What number of lines in the material contain the word "index"? Give that number alone.

Provided information:
# # # # #
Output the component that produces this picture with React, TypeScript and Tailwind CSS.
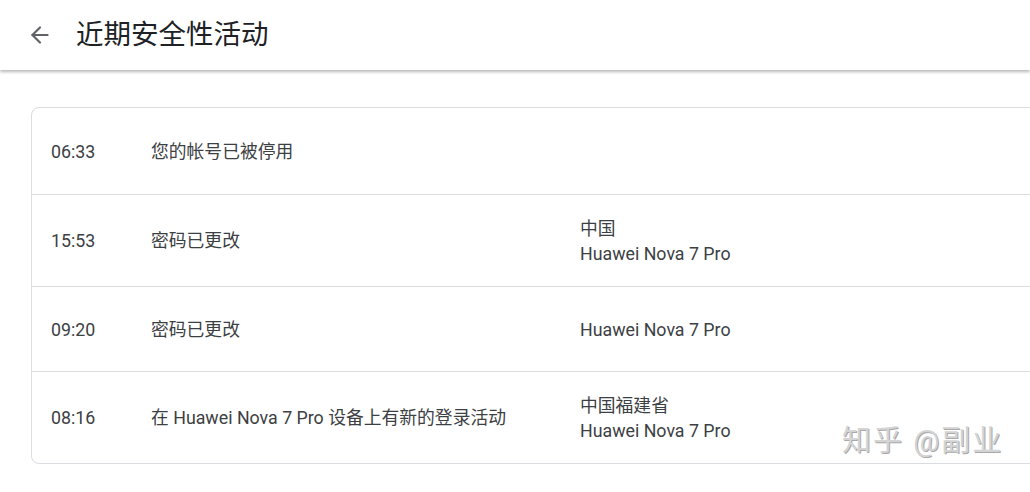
# # # # #
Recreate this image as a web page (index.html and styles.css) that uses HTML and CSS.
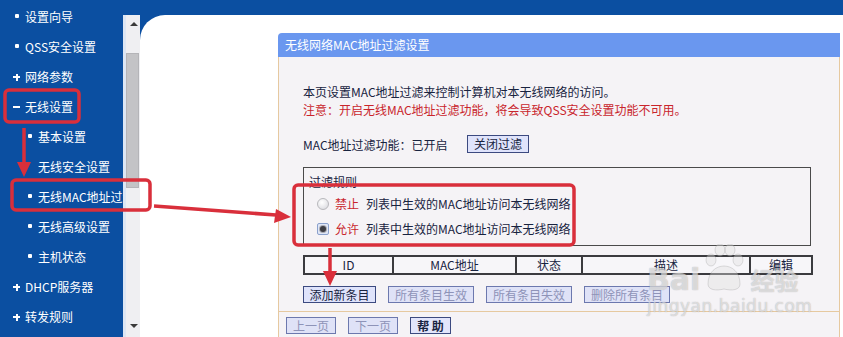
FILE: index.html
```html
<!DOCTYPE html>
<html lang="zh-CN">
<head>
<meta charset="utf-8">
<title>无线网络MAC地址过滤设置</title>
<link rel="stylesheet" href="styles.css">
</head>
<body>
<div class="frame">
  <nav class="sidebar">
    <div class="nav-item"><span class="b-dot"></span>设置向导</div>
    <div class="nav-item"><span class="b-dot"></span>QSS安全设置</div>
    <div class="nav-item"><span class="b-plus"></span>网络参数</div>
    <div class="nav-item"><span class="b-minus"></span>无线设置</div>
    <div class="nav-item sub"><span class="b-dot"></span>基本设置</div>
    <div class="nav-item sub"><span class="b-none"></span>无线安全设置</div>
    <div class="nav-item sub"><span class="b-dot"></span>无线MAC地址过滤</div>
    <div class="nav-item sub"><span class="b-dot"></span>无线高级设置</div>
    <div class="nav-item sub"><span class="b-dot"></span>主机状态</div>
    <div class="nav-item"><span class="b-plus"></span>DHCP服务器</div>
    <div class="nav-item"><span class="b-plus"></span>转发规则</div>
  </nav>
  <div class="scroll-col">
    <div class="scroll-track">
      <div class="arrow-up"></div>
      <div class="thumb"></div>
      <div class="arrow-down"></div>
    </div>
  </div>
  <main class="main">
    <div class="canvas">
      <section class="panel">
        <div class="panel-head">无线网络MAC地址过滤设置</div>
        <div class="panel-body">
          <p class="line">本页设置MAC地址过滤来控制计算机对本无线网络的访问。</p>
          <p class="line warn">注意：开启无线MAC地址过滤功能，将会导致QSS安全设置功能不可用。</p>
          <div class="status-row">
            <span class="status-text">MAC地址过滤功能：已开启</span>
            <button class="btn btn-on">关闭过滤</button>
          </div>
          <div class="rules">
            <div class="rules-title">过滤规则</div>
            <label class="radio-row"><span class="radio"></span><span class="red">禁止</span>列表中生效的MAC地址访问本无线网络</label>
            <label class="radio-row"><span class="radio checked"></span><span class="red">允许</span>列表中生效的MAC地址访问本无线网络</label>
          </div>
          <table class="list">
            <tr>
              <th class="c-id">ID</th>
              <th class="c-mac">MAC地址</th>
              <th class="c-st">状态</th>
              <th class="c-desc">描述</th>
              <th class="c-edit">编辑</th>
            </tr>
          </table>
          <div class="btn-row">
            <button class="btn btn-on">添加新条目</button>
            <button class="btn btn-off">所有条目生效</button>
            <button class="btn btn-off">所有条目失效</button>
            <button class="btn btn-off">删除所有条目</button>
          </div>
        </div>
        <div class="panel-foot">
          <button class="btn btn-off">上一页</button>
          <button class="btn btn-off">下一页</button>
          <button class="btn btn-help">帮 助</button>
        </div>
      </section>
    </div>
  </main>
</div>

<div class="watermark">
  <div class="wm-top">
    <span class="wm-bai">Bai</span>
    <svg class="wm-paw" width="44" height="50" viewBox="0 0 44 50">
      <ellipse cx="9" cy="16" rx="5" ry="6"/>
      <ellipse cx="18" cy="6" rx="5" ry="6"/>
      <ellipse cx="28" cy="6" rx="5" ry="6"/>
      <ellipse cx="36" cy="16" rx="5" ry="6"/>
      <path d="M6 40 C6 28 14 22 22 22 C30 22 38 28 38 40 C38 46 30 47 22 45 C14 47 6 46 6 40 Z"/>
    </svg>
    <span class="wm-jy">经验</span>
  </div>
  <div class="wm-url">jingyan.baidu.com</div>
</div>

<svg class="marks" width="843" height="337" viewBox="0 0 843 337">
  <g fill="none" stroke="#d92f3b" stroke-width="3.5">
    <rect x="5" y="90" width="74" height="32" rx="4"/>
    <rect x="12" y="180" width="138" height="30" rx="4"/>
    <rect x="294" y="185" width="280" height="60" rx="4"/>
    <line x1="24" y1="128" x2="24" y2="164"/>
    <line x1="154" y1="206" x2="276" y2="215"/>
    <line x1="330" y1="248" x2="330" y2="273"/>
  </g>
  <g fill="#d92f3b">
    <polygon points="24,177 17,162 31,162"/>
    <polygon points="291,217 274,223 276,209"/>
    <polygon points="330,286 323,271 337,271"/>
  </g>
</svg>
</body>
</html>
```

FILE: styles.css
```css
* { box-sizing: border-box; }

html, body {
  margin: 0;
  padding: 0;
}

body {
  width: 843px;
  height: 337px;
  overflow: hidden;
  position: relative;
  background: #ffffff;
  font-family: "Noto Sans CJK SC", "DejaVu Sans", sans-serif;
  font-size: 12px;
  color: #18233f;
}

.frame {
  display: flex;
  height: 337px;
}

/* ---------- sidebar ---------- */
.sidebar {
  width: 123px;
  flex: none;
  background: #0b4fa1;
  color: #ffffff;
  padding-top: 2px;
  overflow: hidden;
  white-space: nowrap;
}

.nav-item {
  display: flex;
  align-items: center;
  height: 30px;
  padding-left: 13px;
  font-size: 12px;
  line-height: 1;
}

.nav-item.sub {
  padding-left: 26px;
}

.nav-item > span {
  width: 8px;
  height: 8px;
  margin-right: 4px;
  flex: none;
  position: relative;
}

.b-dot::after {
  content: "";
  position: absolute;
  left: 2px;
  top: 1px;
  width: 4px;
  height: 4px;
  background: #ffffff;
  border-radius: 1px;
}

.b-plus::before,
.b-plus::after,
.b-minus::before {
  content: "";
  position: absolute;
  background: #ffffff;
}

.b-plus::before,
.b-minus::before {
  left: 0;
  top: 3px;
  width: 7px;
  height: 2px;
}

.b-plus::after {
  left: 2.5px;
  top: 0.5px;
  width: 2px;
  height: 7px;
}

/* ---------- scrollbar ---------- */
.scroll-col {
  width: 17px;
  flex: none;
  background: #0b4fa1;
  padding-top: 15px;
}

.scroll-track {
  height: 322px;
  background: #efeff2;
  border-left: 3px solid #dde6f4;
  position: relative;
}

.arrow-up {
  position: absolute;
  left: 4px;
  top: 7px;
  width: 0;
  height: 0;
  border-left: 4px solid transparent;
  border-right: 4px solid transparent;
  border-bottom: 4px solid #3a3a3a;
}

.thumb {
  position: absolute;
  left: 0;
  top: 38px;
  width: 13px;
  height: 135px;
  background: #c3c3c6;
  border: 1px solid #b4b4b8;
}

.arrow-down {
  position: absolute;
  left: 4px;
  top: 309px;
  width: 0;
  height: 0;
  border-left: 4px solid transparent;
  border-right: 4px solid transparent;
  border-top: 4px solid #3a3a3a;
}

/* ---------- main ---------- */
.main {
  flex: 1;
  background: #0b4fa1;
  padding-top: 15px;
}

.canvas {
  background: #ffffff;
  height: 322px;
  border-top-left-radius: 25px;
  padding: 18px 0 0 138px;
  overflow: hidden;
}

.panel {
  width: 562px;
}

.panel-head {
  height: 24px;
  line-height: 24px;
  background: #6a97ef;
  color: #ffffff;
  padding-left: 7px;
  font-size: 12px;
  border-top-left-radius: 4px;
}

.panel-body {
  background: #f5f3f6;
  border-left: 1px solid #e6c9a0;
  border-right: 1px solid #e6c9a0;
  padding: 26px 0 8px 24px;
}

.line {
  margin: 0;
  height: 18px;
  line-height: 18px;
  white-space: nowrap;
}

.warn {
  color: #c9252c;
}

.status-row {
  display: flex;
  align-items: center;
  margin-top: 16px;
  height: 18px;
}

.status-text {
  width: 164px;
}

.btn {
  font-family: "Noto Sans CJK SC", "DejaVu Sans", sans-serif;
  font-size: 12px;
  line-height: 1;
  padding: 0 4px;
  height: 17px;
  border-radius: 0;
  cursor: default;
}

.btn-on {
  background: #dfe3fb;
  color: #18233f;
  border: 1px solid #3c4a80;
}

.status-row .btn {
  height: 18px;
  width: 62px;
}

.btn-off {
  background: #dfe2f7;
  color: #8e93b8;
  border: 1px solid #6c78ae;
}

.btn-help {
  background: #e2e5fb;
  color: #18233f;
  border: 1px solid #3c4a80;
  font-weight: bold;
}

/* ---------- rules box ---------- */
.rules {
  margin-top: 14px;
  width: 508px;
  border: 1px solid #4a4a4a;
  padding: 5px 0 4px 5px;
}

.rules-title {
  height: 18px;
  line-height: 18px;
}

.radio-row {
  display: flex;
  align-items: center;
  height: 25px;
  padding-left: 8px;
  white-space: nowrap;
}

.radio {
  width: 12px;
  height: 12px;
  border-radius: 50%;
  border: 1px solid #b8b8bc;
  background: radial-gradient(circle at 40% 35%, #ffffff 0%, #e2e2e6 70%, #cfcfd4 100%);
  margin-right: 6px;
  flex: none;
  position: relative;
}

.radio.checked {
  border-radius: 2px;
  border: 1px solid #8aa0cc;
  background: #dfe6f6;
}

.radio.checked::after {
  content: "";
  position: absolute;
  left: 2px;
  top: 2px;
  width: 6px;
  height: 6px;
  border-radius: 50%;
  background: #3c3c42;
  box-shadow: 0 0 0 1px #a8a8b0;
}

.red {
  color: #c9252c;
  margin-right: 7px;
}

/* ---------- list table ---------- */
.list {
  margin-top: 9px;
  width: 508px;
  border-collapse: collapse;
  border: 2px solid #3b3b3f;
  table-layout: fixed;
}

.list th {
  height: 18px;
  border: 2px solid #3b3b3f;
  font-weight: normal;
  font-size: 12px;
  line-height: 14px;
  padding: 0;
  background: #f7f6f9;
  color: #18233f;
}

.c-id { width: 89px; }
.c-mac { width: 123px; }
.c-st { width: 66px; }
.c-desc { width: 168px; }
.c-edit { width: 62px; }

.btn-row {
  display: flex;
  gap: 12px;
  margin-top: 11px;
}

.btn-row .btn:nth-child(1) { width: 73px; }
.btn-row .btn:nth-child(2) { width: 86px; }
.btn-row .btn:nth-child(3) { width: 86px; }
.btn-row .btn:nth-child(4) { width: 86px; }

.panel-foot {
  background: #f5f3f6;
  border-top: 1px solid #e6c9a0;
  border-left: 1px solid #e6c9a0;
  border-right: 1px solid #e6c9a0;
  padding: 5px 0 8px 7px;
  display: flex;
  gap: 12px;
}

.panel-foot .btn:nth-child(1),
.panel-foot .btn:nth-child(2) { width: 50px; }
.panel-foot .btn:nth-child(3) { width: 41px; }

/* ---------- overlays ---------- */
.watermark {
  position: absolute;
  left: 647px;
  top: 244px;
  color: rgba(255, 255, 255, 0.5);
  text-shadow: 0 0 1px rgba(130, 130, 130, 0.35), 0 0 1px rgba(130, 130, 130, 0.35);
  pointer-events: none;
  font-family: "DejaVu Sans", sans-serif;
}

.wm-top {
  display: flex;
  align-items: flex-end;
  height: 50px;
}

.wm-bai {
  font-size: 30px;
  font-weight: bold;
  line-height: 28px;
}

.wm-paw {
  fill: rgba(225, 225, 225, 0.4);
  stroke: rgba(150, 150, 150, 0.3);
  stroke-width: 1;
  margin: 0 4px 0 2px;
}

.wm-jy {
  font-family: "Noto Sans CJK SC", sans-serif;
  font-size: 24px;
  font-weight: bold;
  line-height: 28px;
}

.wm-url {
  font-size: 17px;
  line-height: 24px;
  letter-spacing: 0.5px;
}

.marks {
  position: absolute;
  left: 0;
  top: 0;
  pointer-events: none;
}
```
# # # # #
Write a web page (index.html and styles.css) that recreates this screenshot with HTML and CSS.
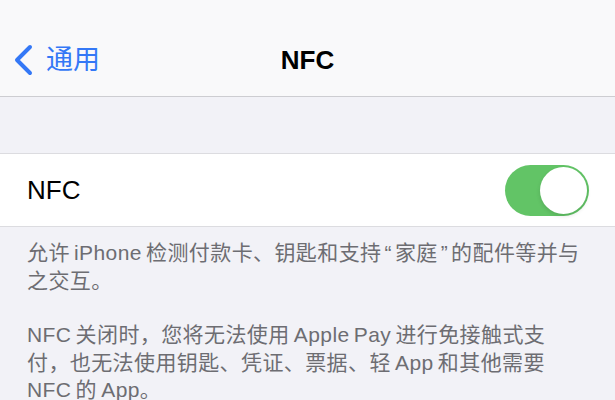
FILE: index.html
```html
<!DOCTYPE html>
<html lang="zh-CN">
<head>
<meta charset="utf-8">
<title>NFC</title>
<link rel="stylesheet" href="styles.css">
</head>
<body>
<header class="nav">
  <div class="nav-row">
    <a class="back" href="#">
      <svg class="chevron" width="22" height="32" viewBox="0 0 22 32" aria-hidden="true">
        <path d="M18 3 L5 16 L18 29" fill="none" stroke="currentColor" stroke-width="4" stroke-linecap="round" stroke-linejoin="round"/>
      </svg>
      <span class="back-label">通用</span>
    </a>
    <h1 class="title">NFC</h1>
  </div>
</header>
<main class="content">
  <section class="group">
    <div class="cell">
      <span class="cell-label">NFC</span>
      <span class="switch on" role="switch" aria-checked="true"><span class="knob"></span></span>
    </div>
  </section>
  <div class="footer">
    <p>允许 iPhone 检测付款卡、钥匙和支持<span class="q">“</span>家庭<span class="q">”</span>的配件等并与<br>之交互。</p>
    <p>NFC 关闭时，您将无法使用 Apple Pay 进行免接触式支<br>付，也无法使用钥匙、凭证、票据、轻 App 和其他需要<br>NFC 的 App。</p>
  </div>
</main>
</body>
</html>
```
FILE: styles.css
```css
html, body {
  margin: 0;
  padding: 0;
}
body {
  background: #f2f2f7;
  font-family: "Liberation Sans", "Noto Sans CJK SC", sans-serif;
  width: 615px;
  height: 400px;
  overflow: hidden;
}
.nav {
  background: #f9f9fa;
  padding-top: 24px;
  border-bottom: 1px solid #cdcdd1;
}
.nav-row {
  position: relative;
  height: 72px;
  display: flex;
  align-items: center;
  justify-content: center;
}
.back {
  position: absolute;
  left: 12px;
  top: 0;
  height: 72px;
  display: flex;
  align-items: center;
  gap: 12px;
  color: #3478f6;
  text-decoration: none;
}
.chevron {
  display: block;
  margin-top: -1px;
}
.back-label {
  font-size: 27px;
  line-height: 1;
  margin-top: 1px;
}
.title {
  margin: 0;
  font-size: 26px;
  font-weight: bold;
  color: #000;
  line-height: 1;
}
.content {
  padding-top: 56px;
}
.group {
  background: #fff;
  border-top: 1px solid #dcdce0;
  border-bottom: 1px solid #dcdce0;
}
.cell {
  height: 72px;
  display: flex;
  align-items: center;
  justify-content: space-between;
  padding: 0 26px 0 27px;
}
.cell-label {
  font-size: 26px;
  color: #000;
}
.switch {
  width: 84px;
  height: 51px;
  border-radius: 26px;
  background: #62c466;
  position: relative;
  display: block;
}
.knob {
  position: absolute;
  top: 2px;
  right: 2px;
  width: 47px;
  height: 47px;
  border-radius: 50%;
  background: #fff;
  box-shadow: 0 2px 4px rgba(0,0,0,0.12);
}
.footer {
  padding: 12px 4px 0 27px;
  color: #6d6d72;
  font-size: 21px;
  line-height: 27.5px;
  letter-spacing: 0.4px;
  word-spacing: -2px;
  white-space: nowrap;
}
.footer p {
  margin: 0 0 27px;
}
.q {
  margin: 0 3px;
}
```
# # # # #
Answer to this problem: 4